Kasuti embroidery is an exquisite type of embroidery from northern Karnataka. It has become one of the most popular arts of this region and is exclusively associated with the villages in this part of the country. The embroidery artisans from this region are protected by a Geographical Indicator from the Government of India, which ensures that any profit made from the sale of this embroidery comes back to them.
Kasuti embroidery is one of the oldest forms of Indian embroidery. Its origins can be traced as far back as the 7th century A.D. There are many different origin stories surrounding its origins. Some people believe it was brought to Karnataka from Gujarat while others believe it originated in the golden period of art and architecture during the rule of the Chalukya dynasty. Though initially, it was only done in the region of Dharwad, over time, it spread to other parts of Karnataka and is today used across south India. This work was initially only done by women and till today, women remain an integral part of the Kasuti embroidery cottage industry.
Kasuti embroidery patterns take a long time to make and often require more than one embroidery artist to ensure a proper maneuvering. The unique thing about this type of embroidery is that it requires counting of each thread on the cloth. This technique ensures that the finished designs have a very intricate and beautiful look. There are four types of stitches in Kasuti embroidery: the gavanti or double running stitch, the muragi or zig zag running stitch, the neygi or darning stitch and henthe or cross stitch. The menthe is used to embroider the background designs. For those wondering how to do Kasuti embroidery, the answer lies not just in the types of stitches used, but also the style of execution. The embroidery artists ensure the stitches are created without any knots, which means you can use that both sides of the cloth. A Kasuti embroidery design is also embroidered on a blank canvas rather than on a fabric with the designs pre-traced. The template of the design lies in the mind of the artist and this creates a very unique look for the embroidery. However, the recommended first step in any Kasuti embroidery tutorial will be to first draw out the patterns on a paper. This helps to maintain the symmetry of the finished designs as only the most skilled Kasuti embroidery artists can get the right design with no basic template.
Traditionally, this type of embroidery was done only on hand-woven cotton fabrics dyed in darker colors, using light colored cotton threads. The classic Kasuti embroidery sarees are the Ilkal sarees. Over time, however, this type of embroidery has undergone serious upheaval. Earlier, only women were permitted to do it while today some men have also joined the groove. The name Kasuti is derived from two separate words in Kannada, Kai meaning hand and Sui meaning cotton. This is because initially, this form of embroidery was only done by hand using cotton materials. While the hand crafted aspect remains a must with this embroidery till today, other fabrics such as silk, georgette and even zari are also used today to create light and beautiful Kasuti embroidery designs. They are frequently used to decorate different kinds of expensive, high-end silk sarees from the south, such as the Kanjeevaram sarees, Mysore silk sarees etc.
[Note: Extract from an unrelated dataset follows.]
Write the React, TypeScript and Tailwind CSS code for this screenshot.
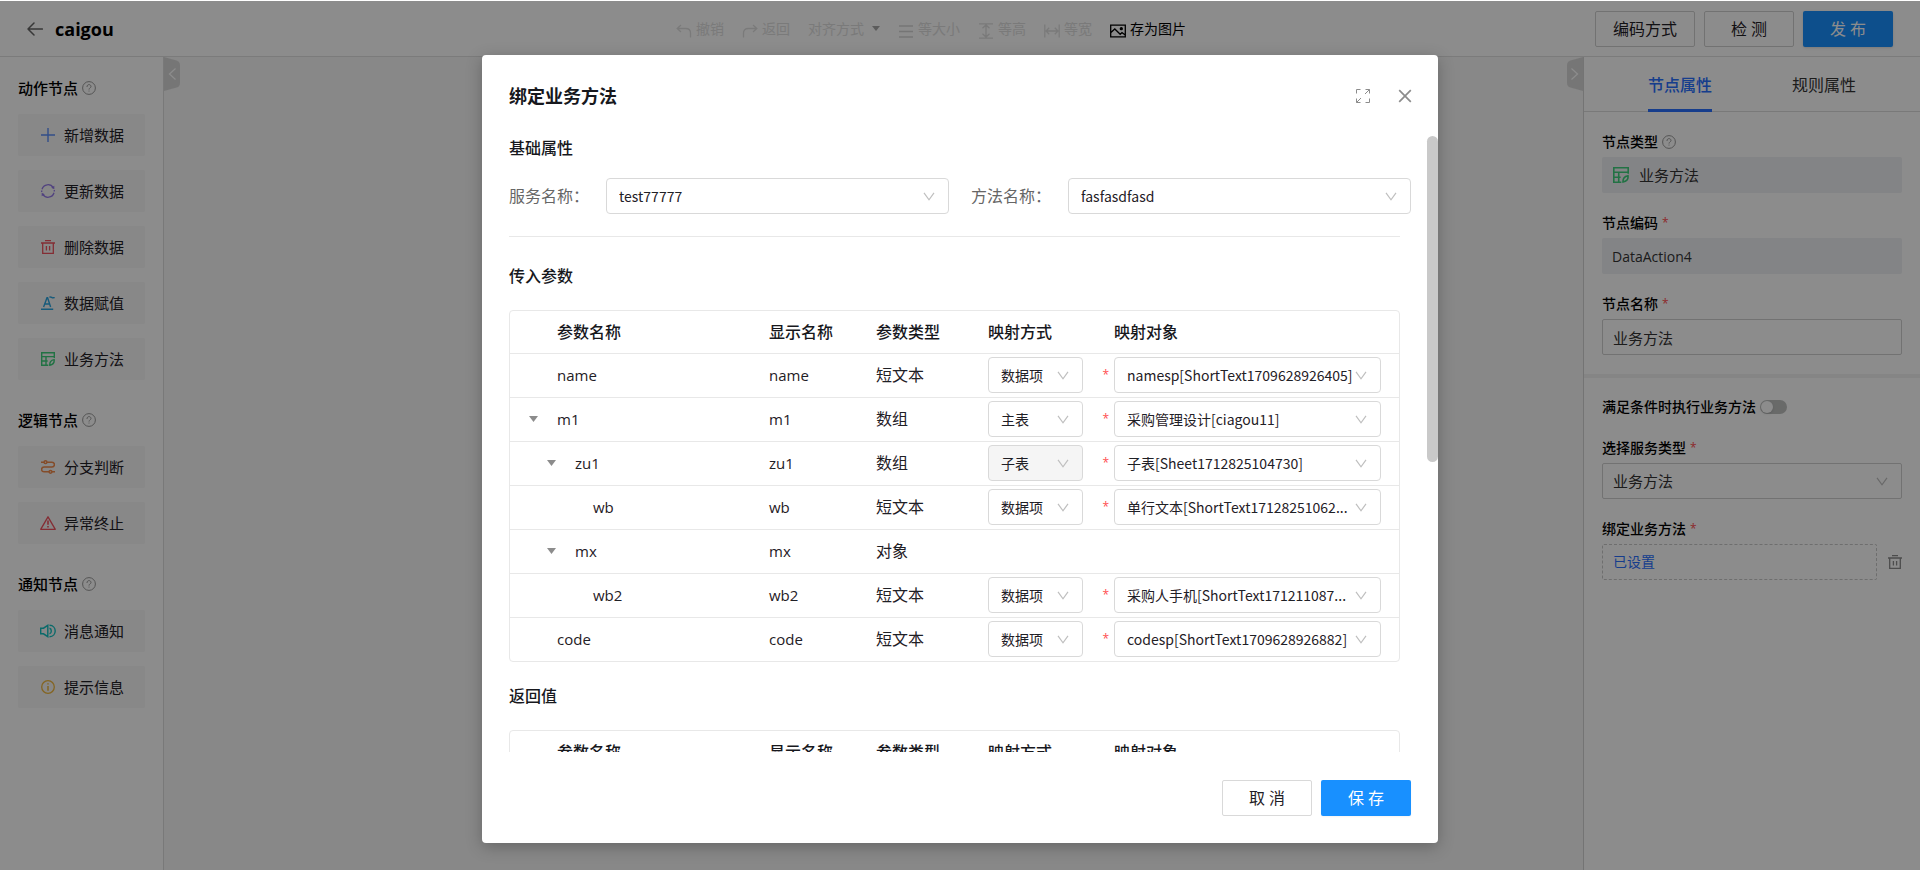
import { useId, useState, type ReactNode } from "react";

type IconProps = { className?: string };

function BackIcon({ className }: IconProps) {
  return (
    <svg viewBox="0 0 16 14" className={className} fill="none" stroke="currentColor" strokeWidth="1.5" strokeLinecap="round" strokeLinejoin="round">
      <path d="M7 1 1 7l6 6M1 7h14.4" />
    </svg>
  );
}

function HelpIcon({ className }: IconProps) {
  return (
    <svg viewBox="0 0 14 14" className={className} fill="none" stroke="currentColor">
      <circle cx="7" cy="7" r="6.4" />
      <path d="M5 5.6c0-1.200.9-2 2-2s2 .8 2 1.900c0 1.300-2 1.500-2 2.700" strokeLinecap="round" />
      <path d="M7 9.600v.9" />
    </svg>
  );
}

function PlusIcon() {
  return (
    <svg viewBox="0 0 14 14" className="size-3.5 text-[#5b8ff9]" stroke="currentColor" strokeWidth="1.4">
      <path d="M7 0v14M0 7h14" />
    </svg>
  );
}

function RefreshIcon() {
  return (
    <svg viewBox="0 0 14 14" className="size-3.5 text-[#9479e8]" fill="none" stroke="currentColor" strokeWidth="1.3">
      <path d="M1 5.200A6.200 6.200 0 0 1 12.300 3.800M13 8.800A6.200 6.200 0 0 1 1.700 10.200" />
      <path d="M13.300 1.800v3.400l-3-1.400zM.7 12.200V8.800l3 1.400z" fill="currentColor" stroke="none" />
      <path d="M13.300 6v1.400M.7 8V6.600" />
    </svg>
  );
}

function TrashIcon({ className }: IconProps) {
  return (
    <svg viewBox="0 0 14 14" className={className} fill="none" stroke="currentColor" strokeWidth="1.3">
      <path d="M4 .7h6M0 3h14M1.700 3v10.300h10.600V3M5.400 6v4.400M8.600 6v4.400" />
    </svg>
  );
}

function AssignIcon() {
  return (
    <svg viewBox="0 0 14 14" className="size-3.5 text-[#2aa5e0]" fill="none" stroke="currentColor" strokeWidth="1.400">
      <path d="M2.600 11 6 1.800h.6L9.600 11M3.800 8h4.800M0 13.300h12.200" />
      <path d="M8.400 1.400c1.300-1.500 2.600.8 3.600.4.700-.200 1-.4 1.700 0" />
    </svg>
  );
}

function MethodIcon({ className }: IconProps) {
  return (
    <svg viewBox="0 0 14 14" className={className} fill="none" stroke="currentColor" strokeWidth="1.400">
      <path d="M13.300 6V.7H.7v12.600h6.600M.7 4.600h12.600M.7 9h6M5 4.600v8.700" />
      <path d="M8.800 13.200c-.3-2.500.9-5.200 4.300-5.600.4 2.700-.9 4.900-4.300 5.600z" />
    </svg>
  );
}

function BranchIcon() {
  return (
    <svg viewBox="0 0 14 14" className="size-3.5 text-[#f08a4b]" fill="none" stroke="currentColor" strokeWidth="1.500">
      <path d="M0 2.200h3M6 2.200h5a2.400 2.400 0 0 1 0 4.800H3a2.400 2.400 0 0 0 0 4.800h5M11 11.800h3" />
      <circle cx="4.500" cy="2.200" r="1.400" />
      <circle cx="9.500" cy="11.800" r="1.400" />
    </svg>
  );
}

function WarnIcon() {
  return (
    <svg viewBox="0 0 16 14" className="h-3.5 w-4 text-[#f0525f]" fill="none" stroke="currentColor" strokeWidth="1.300" strokeLinejoin="round">
      <path d="M8 .8 15.300 13.300H.7z" />
      <path d="M8 4.500v4.300M8 10v1.600" strokeWidth="1.600" />
    </svg>
  );
}

function SpeakerIcon() {
  return (
    <svg viewBox="0 0 16 14" className="h-3.5 w-4 text-[#13c2c2]" fill="none" stroke="currentColor" strokeWidth="1.400">
      <path d="M.7 4.200h2.800L7.800 1.300v11.400L3.500 9.800H.7z" />
      <path d="M9.500 4.300c2.400.5 2.400 4.900 0 5.400M9.500 1.300c7.600.2 7.600 11.200 0 11.400" />
    </svg>
  );
}

function InfoIcon() {
  return (
    <svg viewBox="0 0 14 14" className="size-3.5 text-[#f0b73d]" fill="none" stroke="currentColor" strokeWidth="1.300">
      <circle cx="7" cy="7" r="6.300" />
      <path d="M7 3.200v1.400M7 6v4.800" strokeWidth="1.500" />
    </svg>
  );
}

function ChevronDown({ className }: IconProps) {
  return (
    <svg viewBox="0 0 12 9" className={`pointer-events-none absolute h-[9px] w-3 text-[#bfbfbf] ${className ?? ""}`} fill="none" stroke="currentColor" strokeWidth="1.200">
      <path d="M1 .8 6 7.800 11 .8" />
    </svg>
  );
}

function Required() {
  return <span className="text-xs text-[#ff4d4f]">*</span>;
}

type SelectProps = {
  id?: string;
  label?: string;
  value: string;
  disabled?: boolean;
  className?: string;
};

function Select({ id, label, value, disabled, className }: SelectProps) {
  return (
    <div className={`relative flex items-center ${className ?? ""}`}>
      <select
        id={id}
        aria-label={label}
        disabled={disabled}
        defaultValue={value}
        className="h-9 w-full appearance-none overflow-hidden rounded border border-[#d9d9d9] bg-white pr-5 pl-3 font-['Noto_Sans_CJK_SC',sans-serif] text-sm text-ellipsis whitespace-nowrap text-[#1f2026] disabled:bg-[#f5f5f5] disabled:opacity-100"
      >
        <option>{value}</option>
      </select>
      <ChevronDown className="right-3.5" />
    </div>
  );
}

const NODE_GROUPS: { title: string; nodes: { name: string; icon: ReactNode }[] }[] = [
  {
    title: "动作节点",
    nodes: [
      { name: "新增数据", icon: <PlusIcon /> },
      { name: "更新数据", icon: <RefreshIcon /> },
      { name: "删除数据", icon: <TrashIcon className="size-3.5 text-[#f0525f]" /> },
      { name: "数据赋值", icon: <AssignIcon /> },
      { name: "业务方法", icon: <MethodIcon className="size-3.5 text-[#3ecf7c]" /> },
    ],
  },
  {
    title: "逻辑节点",
    nodes: [
      { name: "分支判断", icon: <BranchIcon /> },
      { name: "异常终止", icon: <WarnIcon /> },
    ],
  },
  {
    title: "通知节点",
    nodes: [
      { name: "消息通知", icon: <SpeakerIcon /> },
      { name: "提示信息", icon: <InfoIcon /> },
    ],
  },
];

function ToolIcon({ d, className }: { d: string; className?: string }) {
  return (
    <svg viewBox="0 0 16 16" className={`mt-1 size-4 ${className ?? ""}`} fill="none" stroke="currentColor" strokeWidth="1.300">
      <path d={d} />
    </svg>
  );
}

function Header() {
  return (
    <header className="flex h-14 shrink-0 items-center border-b border-[#e0e0e0] bg-white px-[27px]">
      <div className="flex flex-1 items-center gap-3">
        <a href="#back" aria-label="返回" className="text-[#666]">
          <BackIcon className="h-3.5 w-4" />
        </a>
        <h1 className="text-lg leading-6 font-bold text-black">caigou</h1>
      </div>
      <div className="mr-[58px] flex items-center gap-[18px] text-sm text-[#dedede]">
        <button type="button" disabled className="flex items-center gap-1">
          <ToolIcon d="M5 2 1.200 5.500 5 9M1.200 5.500h8.600c3 0 4.700 1.700 4.700 4.500v4.500" />
          撤销
        </button>
        <button type="button" disabled className="flex items-center gap-1">
          <ToolIcon d="M11 2l3.800 3.500L11 9M14.800 5.500H6.200c-3 0-4.700 1.700-4.700 4.500v4.500" />
          返回
        </button>
        <button type="button" disabled className="flex items-center gap-2">
          对齐方式
          <svg viewBox="0 0 8 5" className="h-[5px] w-2 fill-[#a8a8a8]">
            <path d="M0 0h8L4 5z" />
          </svg>
        </button>
        <button type="button" disabled className="flex items-center gap-1">
          <ToolIcon className="text-[#d6d6d6]" d="M1 3h14M1 8.500h14M1 14h14" />
          等大小
        </button>
        <button type="button" disabled className="flex items-center gap-1">
          <ToolIcon d="M1 .8h14M1 15.200h14M8 2v12M4.500 5.200 8 2l3.500 3.200M4.500 10.800 8 14l3.500-3.200" />
          等高
        </button>
        <button type="button" disabled className="flex items-center gap-1">
          <ToolIcon d="M.8 1.500v13M15.200 1.500v13M2 8h12M5.200 4.800 2 8l3.200 3.200M10.800 4.800 14 8l-3.200 3.200" />
          等宽
        </button>
        <button type="button" className="flex items-center gap-1 text-black">
          <svg viewBox="0 0 16 16" className="mt-1 size-4" fill="none" stroke="currentColor" strokeWidth="1.300">
            <path d="M.7 2.200h14.600v11.600H.7zM.9 9.500 4.800 6l5.400 5.300 1.800-1.800 3.200 2.500" />
            <circle cx="11.300" cy="5.700" r="1" fill="currentColor" />
          </svg>
          存为图片
        </button>
      </div>
      <div className="flex flex-1 justify-end gap-[9px]">
        <button type="button" className="h-9 rounded-xs border border-[#d0d0d0] bg-white px-[17px] text-base text-[#1f2026]">
          编码方式
        </button>
        <button type="button" className="h-9 w-[90px] rounded-xs border border-[#d0d0d0] bg-white text-base text-[#1f2026]">
          检 测
        </button>
        <button type="button" className="h-9 w-[90px] rounded-xs bg-[#1890ff] text-base text-white shadow-sm">
          发 布
        </button>
      </div>
    </header>
  );
}

function Sidebar() {
  return (
    <aside className="w-[164px] shrink-0 border-r border-[#dcdcdc] bg-white px-[18px] pt-[19px]">
      <div className="flex flex-col gap-7">
        {NODE_GROUPS.map((group) => (
          <section key={group.title}>
            <h2 className="mb-3.5 flex items-center gap-1 text-[15px] leading-6 font-medium text-black">
              {group.title}
              <HelpIcon className="size-3.5 text-[#999]" />
            </h2>
            <ul className="flex flex-col gap-3.5">
              {group.nodes.map((node) => (
                <li key={node.name}>
                  <button
                    type="button"
                    className="flex h-[42px] w-full items-center gap-2 rounded-xs bg-[#f7f7f7] pl-[22px] text-[15px] text-[#1f2026]"
                  >
                    <span className="flex w-4 justify-center">{node.icon}</span>
                    {node.name}
                  </button>
                </li>
              ))}
            </ul>
          </section>
        ))}
      </div>
    </aside>
  );
}

function CollapseHandle({ side }: { side: "left" | "right" }) {
  return (
    <button type="button" aria-label={side === "left" ? "收起左侧" : "收起右侧"} className="h-[34px] w-4">
      <svg viewBox="0 0 16 34" className={side === "left" ? "size-full" : "size-full -scale-x-100"}>
        <path d="M0 0l12.500 3.400Q16 4.500 16 8v18q0 3.500-3.500 4.600L0 34z" fill="#d8d8d8" />
        <path d="M11.500 11.500 5.500 17l6 5.500" fill="none" stroke="#fff" strokeWidth="1.200" />
      </svg>
    </button>
  );
}

function FieldLabel({ id, children }: { id?: string; children: ReactNode }) {
  return (
    <label htmlFor={id} className="mb-1 flex items-center gap-1 text-sm leading-[22px] font-medium text-black">
      {children}
    </label>
  );
}

function PropertyPanel() {
  const codeId = useId();
  const nameId = useId();
  const serviceId = useId();
  const switchId = useId();

  return (
    <aside className="w-[337px] shrink-0 border-l border-[#d4d4d4] bg-white">
      <div role="tablist" className="flex h-[55px] border-b border-[#dcdcdc] px-6 text-base">
        <button type="button" role="tab" aria-selected="true" className="flex flex-1 justify-center">
          <span className="h-[55px] border-b-3 border-[#2970ff] leading-[56px] font-medium text-[#2970ff]">节点属性</span>
        </button>
        <button type="button" role="tab" aria-selected="false" className="flex flex-1 justify-center leading-[56px] text-[#333]">
          规则属性
        </button>
      </div>

      <div className="flex flex-col gap-[19px] px-[18px] py-[19px]">
        <div>
          <div className="mb-1 flex items-center gap-1 text-sm leading-[22px] font-medium text-black">
            节点类型
            <HelpIcon className="size-3.5 text-[#999]" />
          </div>
          <div className="flex h-9 items-center gap-2.5 rounded-xs bg-[#eff1f4] px-[11px] text-[15px] text-[#333]">
            <MethodIcon className="size-4 text-[#3ecf7c]" />
            业务方法
          </div>
        </div>
        <div>
          <FieldLabel id={codeId}>
            节点编码 <Required />
          </FieldLabel>
          <input id={codeId} readOnly defaultValue="DataAction4" className="h-9 w-full rounded-xs bg-[#eff1f4] px-[10px] text-sm text-[#333]" />
        </div>
        <div>
          <FieldLabel id={nameId}>
            节点名称 <Required />
          </FieldLabel>
          <input id={nameId} defaultValue="业务方法" className="h-9 w-full rounded-xs border border-[#d0d0d0] bg-white px-[10px] text-[15px] text-[#333]" />
        </div>
      </div>

      <div className="h-1 bg-[#f2f2f2]" />

      <div className="flex flex-col gap-[19px] px-[18px] py-[18px]">
        <div className="flex items-center gap-1">
          <label htmlFor={switchId} className="text-sm leading-[22px] font-medium text-black">
            满足条件时执行业务方法
          </label>
          <input
            id={switchId}
            type="checkbox"
            role="switch"
            className="h-3.5 w-[27px] appearance-none rounded-full bg-[#bfc1c0] p-px before:block before:size-3 before:rounded-full before:bg-white before:shadow"
          />
        </div>
        <div>
          <FieldLabel id={serviceId}>
            选择服务类型 <Required />
          </FieldLabel>
          <div className="relative flex items-center">
            <select id={serviceId} defaultValue="业务方法" className="h-9 w-full appearance-none rounded-xs border border-[#d0d0d0] bg-white px-[10px] text-[15px] text-[#333]">
              <option>业务方法</option>
            </select>
            <ChevronDown className="right-3.5" />
          </div>
        </div>
        <div>
          <div className="mb-1 flex items-center gap-1 text-sm leading-[22px] font-medium text-black">
            绑定业务方法 <Required />
          </div>
          <div className="flex items-center gap-[11px]">
            <a href="#bind" className="h-9 flex-1 rounded-xs border border-dashed border-[#c8c8c8] px-[10px] text-sm leading-[34px] text-[#2970ff]">
              已设置
            </a>
            <button type="button" aria-label="删除">
              <TrashIcon className="size-3.5 text-[#8c8c8c]" />
            </button>
          </div>
        </div>
      </div>
    </aside>
  );
}

type Param = { name: string; level: number; type: string; mode?: string; target?: string; locked?: boolean; parent?: boolean };

const PARAMS: Param[] = [
  { name: "name", level: 0, type: "短文本", mode: "数据项", target: "namesp[ShortText1709628926405]" },
  { name: "m1", level: 0, type: "数组", mode: "主表", target: "采购管理设计[ciagou11]", parent: true },
  { name: "zu1", level: 1, type: "数组", mode: "子表", target: "子表[Sheet1712825104730]", locked: true, parent: true },
  { name: "wb", level: 2, type: "短文本", mode: "数据项", target: "单行文本[ShortText17128251062..." },
  { name: "mx", level: 1, type: "对象", parent: true },
  { name: "wb2", level: 2, type: "短文本", mode: "数据项", target: "采购人手机[ShortText171211087..." },
  { name: "code", level: 0, type: "短文本", mode: "数据项", target: "codesp[ShortText1709628926882]" },
];

const INDENT = ["pl-0", "pl-[18px]", "pl-9"];

function ParamTable({ rows }: { rows: Param[] }) {
  return (
    <div className="mr-[11px] rounded border border-[#e8e8e8]">
      <table className="w-full table-fixed text-left text-base text-[#1f2026]">
        <colgroup>
          <col className="w-[259px]" />
          <col className="w-[107px]" />
          <col className="w-[112px]" />
          <col className="w-[126px]" />
          <col />
        </colgroup>
        <thead>
          <tr className="h-[42px] text-[#17181d]">
            <th className="pl-[47px] font-medium">参数名称</th>
            <th className="font-medium">显示名称</th>
            <th className="font-medium">参数类型</th>
            <th className="font-medium">映射方式</th>
            <th className="font-medium">映射对象</th>
          </tr>
        </thead>
        <tbody>
          {rows.map((row) => (
            <tr key={row.name} className="h-11 border-t border-[#e8e8e8]">
              <td>
                <div className={`flex items-center text-[15px] ${INDENT[row.level]}`}>
                  <span className="flex w-[47px] items-center pl-[19px]">
                    {row.parent && (
                      <button type="button" aria-label="折叠">
                        <svg viewBox="0 0 9 6" className="h-1.5 w-[9px] fill-[#8c8c8c]">
                          <path d="M0 0h9L4.500 6z" />
                        </svg>
                      </button>
                    )}
                  </span>
                  {row.name}
                </div>
              </td>
              <td className="text-[15px]">{row.name}</td>
              <td>{row.type}</td>
              <td>
                {row.mode && (
                  <div className="flex items-center justify-between pr-[5px]">
                    <Select label={`${row.name} 映射方式`} value={row.mode} disabled={row.locked} className="w-[95px]" />
                    <Required />
                  </div>
                )}
              </td>
              <td>{row.target && <Select label={`${row.name} 映射对象`} value={row.target} className="mr-[18px]" />}</td>
            </tr>
          ))}
        </tbody>
      </table>
    </div>
  );
}

function BindMethodDialog({ onClose }: { onClose: () => void }) {
  const serviceId = useId();
  const methodId = useId();

  return (
    <div role="dialog" aria-modal="true" aria-label="绑定业务方法" className="flex h-full w-[956px] max-w-full flex-col rounded bg-white shadow-[0_4px_16px_rgba(0,0,0,0.25)]">
      <div className="flex h-[81px] shrink-0 items-center justify-between pr-[26px] pl-[27px]">
        <h2 className="text-lg font-bold text-[#17181d]">绑定业务方法</h2>
        <div className="flex items-center gap-7 text-[#8c8c8c]">
          <button type="button" aria-label="全屏">
            <svg viewBox="0 0 14 14" className="size-3.5" fill="none" stroke="currentColor">
              <path d="M.5 4.500v-4h4M13.500 9.500v4h-4M9.500.5h4v4M4.500 13.500h-4v-4M13.500.5 9 5M.5 13.500 5 9" />
            </svg>
          </button>
          <button type="button" aria-label="关闭" onClick={onClose}>
            <svg viewBox="0 0 14 14" className="size-3.5" fill="none" stroke="currentColor" strokeWidth="1.700">
              <path d="M1.200 1.200l11.600 11.600M12.800 1.200 1.200 12.800" />
            </svg>
          </button>
        </div>
      </div>

      <div className="flex min-h-0 flex-1">
        <div className="flex-1 overflow-hidden pr-4 pl-[27px]">
          <h3 className="text-base leading-6 font-medium text-[#17181d]">基础属性</h3>
          <div className="mt-[18px] flex gap-[22px]">
            <div className="flex flex-1 items-center">
              <label htmlFor={serviceId} className="w-[97px] text-base text-[#666]">
                服务名称：
              </label>
              <Select id={serviceId} value="test77777" className="flex-1" />
            </div>
            <div className="flex flex-1 items-center">
              <label htmlFor={methodId} className="w-[97px] text-base text-[#666]">
                方法名称：
              </label>
              <Select id={methodId} value="fasfasdfasd" className="flex-1" />
            </div>
          </div>
          <hr className="mt-[22px] mr-[11px] border-[#e8e8e8]" />
          <h3 className="mt-[27px] mb-[22px] text-base leading-6 font-medium text-[#17181d]">传入参数</h3>
          <ParamTable rows={PARAMS} />
          <h3 className="my-[22px] text-base leading-6 font-medium text-[#17181d]">返回值</h3>
          <ParamTable rows={[]} />
        </div>
        <div className="w-[11px]">
          <div className="h-[53%] rounded-full bg-[#c9c9c9]" />
        </div>
      </div>

      <div className="flex shrink-0 justify-end gap-[9px] px-[27px] pt-7 pb-[27px]">
        <button type="button" onClick={onClose} className="h-9 w-[90px] rounded-xs border border-[#d9d9d9] bg-white text-base text-[#1f2026]">
          取 消
        </button>
        <button type="button" className="h-9 w-[90px] rounded-xs bg-[#1890ff] text-base text-white shadow-xs">
          保 存
        </button>
      </div>
    </div>
  );
}

export default function App() {
  const [open, setOpen] = useState(true);

  return (
    <div className="relative flex h-screen flex-col overflow-hidden bg-white pt-px font-['Open_Sans','Noto_Sans_CJK_SC',sans-serif]">
      <Header />
      <div className="flex min-h-0 flex-1">
        <Sidebar />
        <main className="flex flex-1 items-start justify-between bg-[#f7f7f7]">
          <CollapseHandle side="left" />
          <CollapseHandle side="right" />
        </main>
        <PropertyPanel />
      </div>

      {open && (
        <div className="absolute inset-x-0 top-px bottom-0 flex justify-center bg-black/45 pt-[54px] pb-[27px]">
          <BindMethodDialog onClose={() => setOpen(false)} />
        </div>
      )}
    </div>
  );
}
Another key distinguishing characteristic of this embroidery style is the types of motifs used. Geometric patterns and temple inspired designs are the traditional patterns used by the artists. The aesthetic influence of the temples and architecture of the south can be seen in the kinds of Kasuti embroidery motifs that are frequently used. They usually go for intricate designs of conch shells, chariots, lotus flowers, palanquins, gopuras (temples), elephants and lamps. The motifs may be light and scattered all over but that is quite unusual. More often than not, they are intricately connected in a very beautiful, three dimensional pattern that has an extremely exquisite and artistic look. Rural inspired designs are also quite popular amongst the woman embroidery artists, who love creating domestic scenes intertwined with stylized shapes for wedding sarees.
Trends and Styling
Kasuti embroidery is regarded as a very auspicious and important type of work in south India and is part of many traditional garments with immense cultural significance. It is frequently used to decorate all types of cotton as well as silk south Indian sarees. Wearing them for weddings has always been a part of Karnataka culture but today, it has become a trend even in other parts of India. Kasuti embroidery has transcended beyond its nature as a ritualistic, domestic type of embroidery. Its exquisite and intricate look is best complemented with equally intricate gold or silver jewelry. Traditional south Indian gold jewelry sets are the best choice with the fancy silk sarees. You can wear colorful glass bangles and silver earrings with the less formal Ilkal sarees.